The average PMI reading for the fourth quarter so far is historically consistent with a 0.1% quarterly rate of decline in GDP, though our nowcast model incorporating a wider field of data suggest a flat picture.
The steepest downturn continued to be reported in the construction sector, where output has now fallen for seven successive months (and in nine of the past ten months), continuing to decline at one of the steepest rates since 2009 despite the pace of contraction easing slightly in November.
November also saw manufacturing output fall for a sixth straight month, albeit with the rate of decline having eased in recent months from the steep downturn seen in the third quarter, which saw production deteriorate to the greatest extent for seven years.
A renewed fall in service sector output meanwhile rounded off a triple-whammy of declines, with only July 2016 and March of this year having seen steeper falls in output over the past seven years.

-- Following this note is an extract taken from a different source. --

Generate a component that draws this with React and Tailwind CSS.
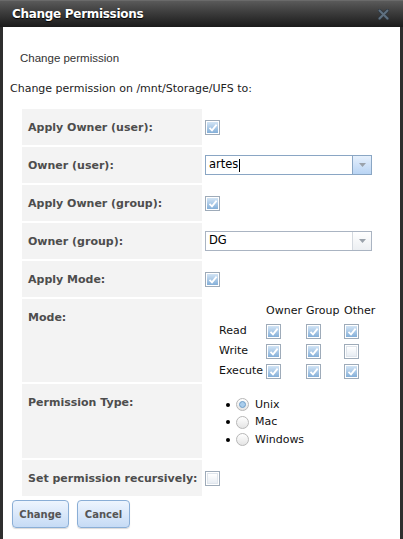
import { useState } from "react";

const sans = "font-['DejaVu_Sans',Verdana,sans-serif]";

function CheckBox({ checked }) {
  return (
    <span className="inline-flex h-[15px] w-[15px] items-center justify-center border border-[#9eabb9] bg-white p-[1px]">
      <span
        className={
          "flex h-full w-full items-center justify-center " +
          (checked
            ? "bg-gradient-to-b from-[#d2e4f5] to-[#84afd8]"
            : "bg-gradient-to-b from-[#ffffff] to-[#e8edf3] border border-[#dfe5ec]")
        }
      >
        {checked && (
          <svg width="10" height="9" viewBox="0 0 10 9">
            <path d="M1.5 4.8 L4 7.3 L8.6 1.6" fill="none" stroke="#ffffff" strokeWidth="1.8" />
          </svg>
        )}
      </span>
    </span>
  );
}

function Radio({ checked }) {
  return (
    <span className="inline-flex h-[13px] w-[13px] items-center justify-center rounded-full border border-[#b7b7b7] bg-gradient-to-b from-[#ffffff] to-[#e4e4e4]">
      {checked && <span className="h-[7px] w-[7px] rounded-full border border-[#6f9fc9] bg-[#a9cdec]" />}
    </span>
  );
}

function Select({ value, focused }) {
  return (
    <div
      className={
        "flex h-[20px] w-[167px] items-stretch border bg-white " +
        (focused ? "border-[#8aa6c4]" : "border-[#aab4c2]")
      }
    >
      <div className="flex flex-1 items-center pl-[3px] text-[11.5px] leading-none text-black">
        {value}
        {focused && <span className="ml-[1px] inline-block h-[13px] w-[1px] bg-black" />}
      </div>
      <div
        className={
          "flex w-[19px] items-center justify-center border-l " +
          (focused
            ? "border-[#8aa6c4] bg-gradient-to-b from-[#e6f0fc] to-[#b9d4f4]"
            : "border-[#d4d9df] bg-gradient-to-b from-[#ffffff] to-[#eceff2]")
        }
      >
        <svg width="7" height="4" viewBox="0 0 7 4">
          <path d="M0 0 L7 0 L3.5 4 Z" fill="#9aa2ab" />
        </svg>
      </div>
    </div>
  );
}

function Row({ label, height = "h-[36px]", top, children }) {
  return (
    <div className={"flex " + height}>
      <div className="w-[180px] shrink-0 bg-[#f3f3f3] pl-[6px] pt-[12px] text-[11px] font-bold leading-[13px] text-[#4d4d4d]">
        {label}
      </div>
      <div className={"flex flex-1 pl-[3px] " + (top ? "items-start" : "items-center")}>{children}</div>
    </div>
  );
}

export default function App() {
  const [mode] = useState([
    ["Read", [true, true, true]],
    ["Write", [true, true, false]],
    ["Execute", [true, true, true]],
  ]);

  return (
    <div className={"flex h-[539px] w-[403px] flex-col overflow-hidden bg-white " + sans}>
      {/* title bar */}
      <div className="flex h-[27px] shrink-0 items-center justify-between border-t border-[#6a6a6a] bg-gradient-to-b from-[#5a5a5a] to-[#1b1b1b] pl-[12px] pr-[14px]">
        <span className="text-[12px] font-bold tracking-[-0.3px] text-white [text-shadow:0_1px_1px_#000]">
          Change Permissions
        </span>
        <svg width="11" height="11" viewBox="0 0 11 11">
          <path d="M1.5 1.5 L9.5 9.5 M9.5 1.5 L1.5 9.5" stroke="#2f3840" strokeWidth="3.4" strokeLinecap="round" />
          <path d="M1.5 1.5 L9.5 9.5 M9.5 1.5 L1.5 9.5" stroke="#5f7080" strokeWidth="2" strokeLinecap="round" />
        </svg>
      </div>

      <div className="flex flex-1 flex-col border-x-[3px] border-[#2e2e2e] pl-[7px]">
        <div className="mt-[24px] h-[14px] pl-[10px] font-['Liberation_Sans',Arial,sans-serif] text-[11.5px] leading-[14px] text-[#333]">
          Change permission
        </div>
        <div className="mt-[17px] h-[13px] text-[11px] leading-[13px] text-[#222]">
          Change permission on /mnt/Storage/UFS to:
        </div>

        <div className="mt-[14px] ml-[12px] flex flex-col gap-[2px]">
          <Row label="Apply Owner (user):">
            <CheckBox checked />
          </Row>
          <Row label="Owner (user):">
            <Select value="artes" focused />
          </Row>
          <Row label="Apply Owner (group):">
            <CheckBox checked />
          </Row>
          <Row label="Owner (group):">
            <Select value="DG" />
          </Row>
          <Row label="Apply Mode:">
            <CheckBox checked />
          </Row>
          <Row label="Mode:" height="h-[83px]" top>
            <div className="ml-[14px] mt-[2px] grid grid-cols-[47px_40px_38px_auto] auto-rows-[20px] items-center text-[11px] text-[#111]">
              <span />
              <span>Owner</span>
              <span>Group</span>
              <span>Other</span>
              {mode.map(([name, bits]) => [
                <span key={name}>{name}</span>,
                ...bits.map((b, i) => (
                  <span key={name + i} className="flex">
                    <CheckBox checked={b} />
                  </span>
                )),
              ])}
            </div>
          </Row>
          <Row label="Permission Type:" height="h-[74px]" top>
            <ul className="ml-[21px] mt-[12px] flex flex-col text-[11px] text-[#111]">
              {["Unix", "Mac", "Windows"].map((t, i) => (
                <li key={t} className="flex h-[17.5px] items-center">
                  <span className="h-[4px] w-[4px] rounded-full bg-black" />
                  <span className="ml-[6px] flex">
                    <Radio checked={i === 0} />
                  </span>
                  <span className="ml-[6px]">{t}</span>
                </li>
              ))}
            </ul>
          </Row>
          <Row label="Set permission recursively:">
            <CheckBox />
          </Row>
        </div>

        <div className="mt-[4px] flex gap-[8px] pl-[2px]">
          <button className="h-[28px] w-[57px] rounded-[4px] border border-[#8aaed6] bg-gradient-to-b from-[#eef5fe] to-[#c6dbf5] text-[10px] font-bold text-[#555] shadow-[0_1px_1px_rgba(0,0,0,0.15)]">
            Change
          </button>
          <button className="h-[28px] w-[53px] rounded-[4px] border border-[#8aaed6] bg-gradient-to-b from-[#eef5fe] to-[#c6dbf5] text-[10px] font-bold text-[#555] shadow-[0_1px_1px_rgba(0,0,0,0.15)]">
            Cancel
          </button>
        </div>
      </div>
    </div>
  );
}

Within services, only computing & IT and transport & communication saw higher activity levels. Consumer-facing service sectors reported the strongest downward trends.

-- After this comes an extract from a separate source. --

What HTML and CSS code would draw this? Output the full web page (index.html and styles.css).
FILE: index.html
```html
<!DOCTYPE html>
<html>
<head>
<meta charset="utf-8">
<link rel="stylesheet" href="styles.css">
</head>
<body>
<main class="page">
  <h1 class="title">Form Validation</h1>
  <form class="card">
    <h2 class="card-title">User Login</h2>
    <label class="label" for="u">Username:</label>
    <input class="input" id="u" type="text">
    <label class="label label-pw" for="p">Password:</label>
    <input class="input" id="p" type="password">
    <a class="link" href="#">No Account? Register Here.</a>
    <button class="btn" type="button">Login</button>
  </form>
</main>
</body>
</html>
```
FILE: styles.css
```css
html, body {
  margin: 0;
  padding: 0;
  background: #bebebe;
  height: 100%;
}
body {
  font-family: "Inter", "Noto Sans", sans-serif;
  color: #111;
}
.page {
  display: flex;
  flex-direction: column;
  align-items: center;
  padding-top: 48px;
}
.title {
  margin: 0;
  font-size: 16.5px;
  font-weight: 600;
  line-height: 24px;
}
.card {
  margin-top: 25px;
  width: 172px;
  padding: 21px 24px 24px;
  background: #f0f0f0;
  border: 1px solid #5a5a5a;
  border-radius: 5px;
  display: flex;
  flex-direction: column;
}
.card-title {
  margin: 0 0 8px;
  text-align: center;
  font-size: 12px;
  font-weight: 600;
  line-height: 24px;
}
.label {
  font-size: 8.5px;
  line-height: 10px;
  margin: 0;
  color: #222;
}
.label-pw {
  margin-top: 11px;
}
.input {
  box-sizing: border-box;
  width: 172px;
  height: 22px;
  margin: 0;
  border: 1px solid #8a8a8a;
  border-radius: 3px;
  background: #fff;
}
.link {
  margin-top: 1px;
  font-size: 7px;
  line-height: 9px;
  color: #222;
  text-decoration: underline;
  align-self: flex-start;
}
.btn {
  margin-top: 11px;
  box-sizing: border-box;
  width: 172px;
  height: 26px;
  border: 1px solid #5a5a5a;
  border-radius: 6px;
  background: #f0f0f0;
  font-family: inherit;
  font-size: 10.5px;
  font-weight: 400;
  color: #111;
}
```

Analysis of the anecdotal evidence collected in the three PMI surveys underscored the extent to which business continued to cite Brexit uncertainty as a key factor dampening business activity and hurting demand. However, Brexit woes were exacerbated by further uncertainty ahead of the general election on 12th December. PMI surveys do not always fall in the month before a general election, sometimes even rising, but the current election appears to have dented demand. New orders in fact fell in November to the second-greatest extent since April 2009, deteriorating in all three sectors. Export orders fell particularly sharply, and especially from EU-based customers.
Jobs culled amid excess capacity
The steep loss of new orders meant order inflows deteriorated at a sharper rate than output across the three sectors, resulting in one of the quickest falls in backlogs of work recorded in recent years. Such a marked depletion of outstanding business points to the development of excess capacity, which was in turn linked to further job losses in November.

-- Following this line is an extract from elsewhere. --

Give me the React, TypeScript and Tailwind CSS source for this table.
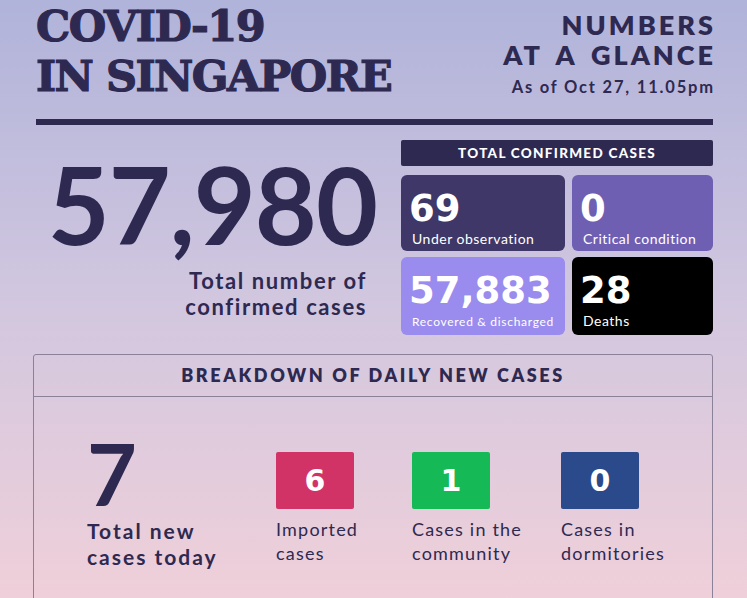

Across the three surveys, net job losses were recorded for a third successive month. Although the overall rate of payroll cuts eased, the fall in headcounts continued to paint one of the bleakest job market pictures seen over the past ten years.
Easing Brexit worries
Encouragingly, business optimism about growth in the year ahead improved in November. The lift in sentiment mainly reflected easing fears of an imminent no-deal Brexit, and hopes that greater clarity on Brexit will help revive demand to some extent. However, the overall degree of optimism remained historically subdued as companies continued to worry about the uncertainty caused by Brexit and the changing political environment, as well as wider geopolitical issues such as trade wars and slowing global economic growth.
PMI and GDP comparisons
The PMI surveys have diverged from GDP in recent quarters, with the latter showing considerably greater volatility than the survey data. Much of this volatility in the GDP numbers appears to have resulted from Brexit-related factors, such as stock-building and car sector factory closures ( read more about this divergence with the survey data here).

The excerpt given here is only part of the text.